What Kind of Short Term Rental Investment Should You Buy? 10 Questions to Consider
Short term rentals is a generic term that applies to renting to a tenant for a period that is less than a standard residential lease. From that definition, you can see the short term rentals could apply to a diverse set of assets or markets. I thought it would be useful to list a some of the decision points you need to make when choosing what kind of investment you’re making in practice:
Are you investing in urban markets or vacation markets? Urban markets target people who are visiting cities who would be there for work or pleasure. Vacation markets target people who are typically just there for vacation. Both markets carry regulatory risk, but urban markets probably much more so.
Are you investing in a small versus large property. Smaller properties tend to have a higher utilization rate, but at a lower nightly price. You can charge more for larger homes, but they might book less often. Larger homes can be more lucrative, but they carry more headaches and risks of attracting partiers who will disturb your neighbors and trash your place.
Are you going to manage the property yourself or outsource it to a property manager? Self management is more work and more lucrative. It’s also likely you’ll deliver a better experience to your guests because you are really committed to the success of this home. On the other hand, if you use a manager you don’t have to do much work and some of your bills might get covered.
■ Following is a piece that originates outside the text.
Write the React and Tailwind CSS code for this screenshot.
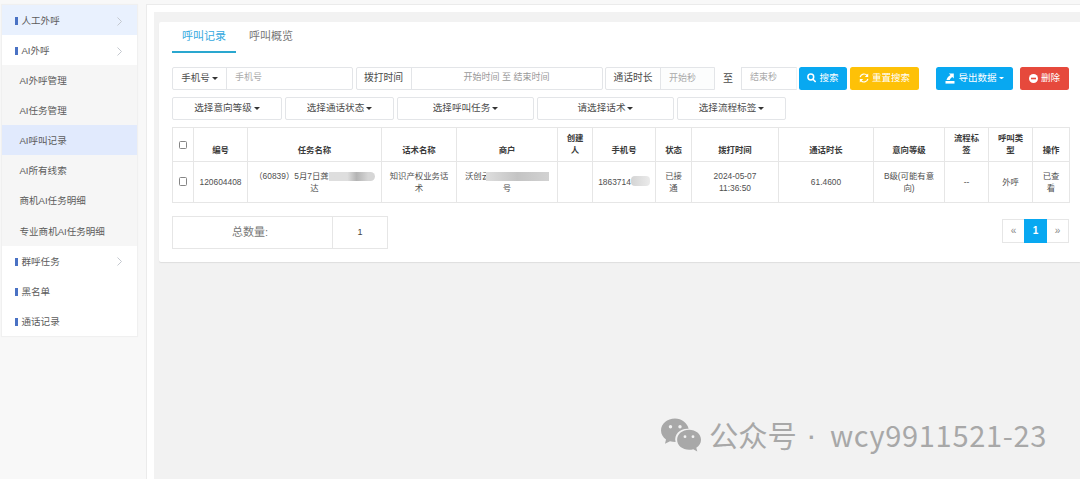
import React from 'react';

const sans = "font-['Liberation_Sans','Noto_Sans_CJK_SC',sans-serif]";

const menu = [
  { label: '人工外呼', top: true, arrow: true, bg: 'bg-[#e9f1fe]' },
  { label: 'AI外呼', top: true, arrow: true, bg: 'bg-white' },
  { label: 'AI外呼管理', bg: 'bg-[#f6f6f6]' },
  { label: 'AI任务管理', bg: 'bg-[#f6f6f6]' },
  { label: 'AI呼叫记录', bg: 'bg-[#e1eafd]' },
  { label: 'AI所有线索', bg: 'bg-[#f6f6f6]' },
  { label: '商机AI任务明细', bg: 'bg-[#f6f6f6]' },
  { label: '专业商机AI任务明细', bg: 'bg-[#f6f6f6]' },
  { label: '群呼任务', top: true, arrow: true, bg: 'bg-white' },
  { label: '黑名单', top: true, bg: 'bg-white' },
  { label: '通话记录', top: true, bg: 'bg-white' },
];

function Sidebar() {
  return (
    <nav className="mt-[5px] ml-[2px] w-[135px] shrink-0 self-start shadow-[0_0_1px_1px_#f0f0f0]">
      {menu.map((m) => (
        <div
          key={m.label}
          className={`flex h-[30.1px] items-center pt-[2px] whitespace-nowrap text-[9.55px] text-[#5c5c5c] ${m.bg} ${m.top ? 'pl-[13px]' : 'pl-[17.5px]'}`}
        >
          {m.top && <span className="mr-[4px] h-[7.5px] w-[2.5px] bg-[#4a72c4]" />}
          <span>{m.label}</span>
          {m.arrow && (
            <svg className="mr-[15px] ml-auto" width="5" height="9" viewBox="0 0 5 9" fill="none" stroke="#c4c8cf">
              <path d="M.5.5l4 4-4 4" />
            </svg>
          )}
        </div>
      ))}
    </nav>
  );
}

function Caret({ fill = '#333', size = 6 }) {
  return (
    <svg className="ml-[2px] shrink-0" width={size} height={size / 2} viewBox="0 0 6 3" fill={fill}>
      <path d="M0 0h6L3 3z" />
    </svg>
  );
}

const field = 'flex h-[23px] items-center border border-[#e3e5e8] bg-white whitespace-nowrap';

function Filters() {
  return (
    <div className="mt-[13px] ml-[13px] flex h-[24px] items-center text-[9.5px] text-[#4c4c4c]">
      <div className={`${field} w-[181px] rounded-[2px]`}>
        <span className="flex h-full w-[54px] items-center justify-center border-r border-[#e3e5e8]">
          手机号
          <Caret />
        </span>
        <span className="pl-[8px] text-[9px] text-[#aaa]">手机号</span>
      </div>
      <div className={`${field} ml-[2.5px] w-[247px] rounded-[2px]`}>
        <span className="flex h-full w-[55px] items-center justify-center border-r border-[#e3e5e8] text-[9.8px]">拨打时间</span>
        <span className="flex-1 text-center text-[9px] text-[#999]">开始时间 至 结束时间</span>
      </div>
      <div className={`${field} ml-[2.500px] w-[110px] rounded-l-[2px]`}>
        <span className="flex h-full w-[55px] items-center justify-center border-r border-[#e3e5e8] text-[9.8px]">通话时长</span>
        <span className="h-full flex-1 bg-[#fcfdfd] pl-[8px] text-[9px] leading-[21px] text-[#aaa]">开始秒</span>
      </div>
      <span className="w-[26px] text-center text-[10px]">至</span>
      <div className={`${field} w-[56px] border-r-[#f1f4f5] bg-[#fcfdfd] pl-[8px] text-[9px] text-[#aaa]`}>结束秒</div>
      <button className="ml-[2px] flex h-[23px] w-[48px] items-center justify-center rounded-[2.5px] bg-[#08a8f1] text-white">
        <svg className="mr-[3px]" width="9" height="10" viewBox="0 0 9 10" fill="none" stroke="white" strokeWidth="1.5">
          <circle cx="3.8" cy="4" r="2.9" />
          <path d="M6 6.2l2.6 2.8" />
        </svg>
        搜索
      </button>
      <button className="ml-[3px] flex h-[23px] w-[69px] items-center justify-center rounded-[2.5px] bg-[#fec107] text-white">
        <svg className="mr-[3px]" width="10" height="10" viewBox="0 0 10 10" fill="none" stroke="white" strokeWidth="1.2">
          <path d="M1.1 4.2A4 4 0 0 1 8.2 2.6M8.9 5.8A4 4 0 0 1 1.8 7.4" />
          <path d="M9.2.5v3.4H5.8zM.8 9.5V6.1h3.4z" fill="white" stroke="none" />
        </svg>
        重置搜索
      </button>
      <button className="ml-[17px] flex h-[23px] w-[77px] items-center justify-center rounded-[2.5px] bg-[#08a8f1] text-white">
        <svg className="mr-[3px]" width="10" height="11" viewBox="0 0 10 11" fill="white">
          <path d="M.5 8h9v2.600h-9z" />
          <path d="M3.800.4h5v5L7.300 4C5.800 5 5.200 5.700 4.800 7H1.500C2 5 3.600 3.200 5.500 2.100z" />
        </svg>
        导出数据
        <Caret fill="#fff" size={5} />
      </button>
      <button className="ml-[7px] flex h-[23px] w-[49px] items-center justify-center rounded-[2.5px] bg-[#e6493c] text-white">
        <svg className="mr-[3px]" width="9" height="9" viewBox="0 0 9 9">
          <circle cx="4.5" cy="4.5" r="4.5" fill="white" />
          <path d="M2 3.7h5v1.6H2z" fill="#e4483b" />
        </svg>
        删除
      </button>
    </div>
  );
}

const selects = [
  { label: '选择意向等级', w: 'w-[110px]' },
  { label: '选择通话状态', w: 'w-[109px]' },
  { label: '选择呼叫任务', w: 'w-[137px]' },
  { label: '请选择话术', w: 'w-[137px]' },
  { label: '选择流程标签', w: 'w-[109px]' },
];

function Check() {
  return <span className="inline-block size-[8.5px] rounded-[1.5px] border border-[#858585] bg-white align-middle" />;
}

const widths = [21, 54, 134, 75, 101, 35, 63, 36, 87, 95, 71, 44, 44, 37];
const heads = ['编号', '任务名称', '话术名称', '商户', '创建\n人', '手机号', '状态', '拨打时间', '通话时长', '意向等级', '流程标\n签', '呼叫类\n型', '操作'];

const Blur = ({ className }) => <span className={`inline-block align-middle ${className}`} />;

function Records() {
  const cells = [
    '120604408',
    <>
      （60839）5月7日龚
      <Blur className="h-[9px] w-[46px] rounded-r-[5px] bg-linear-to-r from-[#dedede] from-40% via-[#b4b4b4] via-60% to-[#d6d6d6] to-85%" />
      <br />达
    </>,
    <>知识产权业务话<br />术</>,
    <>
      沃创云
      <Blur className="relative -ml-[4px] h-[9px] w-[63px] bg-linear-to-r from-[#dedede] via-[#c4c4c4] to-[#d2d2d2]" />
      <br />号
    </>,
    '',
    <>
      1863714
      <Blur className="-mt-[3px] h-[10px] w-[19px] rounded-[4px] bg-linear-to-r from-[#d4d4d4] to-[#ebebeb]" />
    </>,
    <>已接<br />通</>,
    <>2024-05-07<br />11:36:50</>,
    '61.4600',
    <>B级(可能有意<br />向)</>,
    '--',
    '外呼',
    <>已查<br />看</>,
  ];
  return (
    <table className="mt-[7px] ml-[13px] w-[897px] table-fixed border-collapse text-center text-[8.4px] leading-[12px] text-[#505050]">
      <colgroup>
        {widths.map((w, i) => (
          <col key={i} style={{ width: w }} />
        ))}
      </colgroup>
      <thead>
        <tr className="h-[34px]">
          <th className="border border-[#e6e6e6] p-0 align-middle leading-none">
            <Check />
          </th>
          {heads.map((h) => (
            <th key={h} className="border border-[#e6e6e6] p-0 pb-[5px] align-bottom font-bold whitespace-pre text-[#3a3a3a]">
              {h}
            </th>
          ))}
        </tr>
      </thead>
      <tbody>
        <tr className="h-[41px]">
          <td className="border border-[#e6e6e6] p-0 pb-[2px] leading-none">
            <Check />
          </td>
          {cells.map((c, i) => (
            <td key={i} className="border border-[#e6e6e6] p-0 align-middle whitespace-nowrap">
              {c}
            </td>
          ))}
        </tr>
      </tbody>
    </table>
  );
}

export default function App() {
  return (
    <div className={`relative flex h-[479px] w-[1080px] overflow-hidden bg-[#f8f8f8] ${sans}`}>
      <Sidebar />
      <main className="mt-[4px] ml-[9px] flex-1 border-t border-l border-[#ebebeb] bg-white pt-[7px] pl-[7px]">
        <div className="h-full bg-[#f2f2f2] pt-[10px] pl-[5px]">
          <section className="h-[240px] rounded-l-[2px] bg-white shadow-[0_1px_1px_#dedede]">
            <div className="ml-[13px] flex h-[31px] text-[11px] text-[#777]">
              <span className="w-[64px] border-b-2 border-[#2aa7cf] text-center leading-[29px] text-[#35a9e0]">呼叫记录</span>
              <span className="ml-[13px] leading-[29px]">呼叫概览</span>
            </div>
            <Filters />
            <div className="mt-[7px] ml-[13px] flex gap-[3px] text-[9.6px] text-[#4c4c4c]">
              {selects.map((s) => (
                <div key={s.label} className={`${field} ${s.w} justify-center rounded-[2px]`}>
                  {s.label}
                  <Caret />
                </div>
              ))}
            </div>
            <Records />
            <div className="mt-[13px] mr-[11px] ml-[13px] flex items-start justify-between">
              <div className="flex h-[33px] border border-[#e6e6e6]">
                <span className="w-[160px] border-r border-[#e6e6e6] pr-[5px] text-center text-[11px] leading-[30px] text-[#777]">总数量:</span>
                <span className="w-[54px] text-center text-[9px] leading-[31px] text-[#444]">1</span>
              </div>
              <div className="mt-[3px] flex h-[24px] w-[67px] border border-[#e6e6e6] text-center text-[10px] leading-[22px] text-[#888]">
                <span className="w-[21px]">«</span>
                <span className="-my-px h-[24px] w-[23px] bg-[#08a8f1] leading-[23px] font-bold text-white">1</span>
                <span className="flex-1">»</span>
              </div>
            </div>
          </section>
        </div>
      </main>
      <div className="absolute top-[413px] left-[661px] flex h-[44px] items-center whitespace-nowrap text-[#a8a8a8] font-['Noto_Sans_CJK_SC',sans-serif]">
        <svg width="41" height="34" viewBox="0 0 41 34">
          <path d="M14 .5C6.2.5 0 5.8 0 12.4c0 3.7 2 6.8 5 9L4 25.8l5-2.6c1.800.6 3.500.8 5.600.8-2-8 5-14 13-13.300C26.300 4.900 20.700.5 14 .5z" fill="#a8a8a8" />
          <path d="M40 21.800c0-5.700-5.300-10-11.900-10s-12 4.300-12 10 5.300 10 12 10c1.500 0 2.800-.2 4.200-.6l4 2.200-1-3.600c2.900-1.900 4.700-4.700 4.700-8z" fill="#a8a8a8" />
          <g fill="#f2f2f2">
            <circle cx="9.500" cy="8.700" r="1.700" />
            <circle cx="19" cy="8.700" r="1.700" />
            <circle cx="24" cy="18.700" r="1.400" />
            <circle cx="32" cy="18.700" r="1.400" />
          </g>
        </svg>
        <span className="ml-[7px] text-[29.300px]">公众号</span>
        <span className="w-[33px] pr-[4px] text-center text-[32px] leading-none font-['Liberation_Sans',sans-serif]">·</span>
        <span className="text-[29px] tracking-[0.700px]">wcy9911521-23</span>
      </div>
    </div>
  );
}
Are you buying this home as a second home that occasionally you rent out, or an investment that occasionally you get to use (if ever)? If you are considering the home to be an investment, you can’t really use the home during prime season and holidays.
Is the home a “fly-to” destination or a “drive-to” one. Some of the most exotic locations in the world require getting on a plane for your customer. Some of the most popular vacation areas are also drives from large markets. Fly-to destinations may be more difficult and expensive to manage remotely, but they might be busy year round. Or, there could be a global pandemic and no one is flying!
Who is your target customer? Is it couples? A family? Multiple families traveling together? Large groups? Batchelor and Bachelorette parties? Family reunions?
What’s the ideal duration of your guests stay? Is it a few nights, a week, a month, longer?
Are you targeting corporate and business travelers or vacationers?
Is this your primary residence where you’re renting a portion of the property to travelers or a secondary/investment property that’s dedicated to short term renters?
Are you buying the home predominately to generate strong cashflow or because you think it’s equity will appreciate over time. If it’s predominately for equity appreciation, does the quality of its property management even matter?
Will all your purchases be in the same location, or will you purchase homes in multiple locations? It’s much easier to scale up if you focus on one market because you know the area well and you already have your “crew” in place. On the other hand, it’s not that much more work to spin up a new property at a completely new location. By investing in multiple locations, you also get some level of diversification to protect against regulations changing or a natural disaster.
Taken together, these questions could be helpful in refining what kind of investments you want to make. Or if you’re trying to a create portfolio of properties, you could balance it across various asset types. For example, you might want 75% small properties versus 25% large ones. Or 10% fly-to properties and 90% drive to ones. Or 60% business traveler properties and 40% vacation traveler properties. Or 67% cashflow-focused properties and 33% appreciation-focused ones. With the pandemic, it becomes very clear how having a diversified portfolio can help you weather unpredictable events.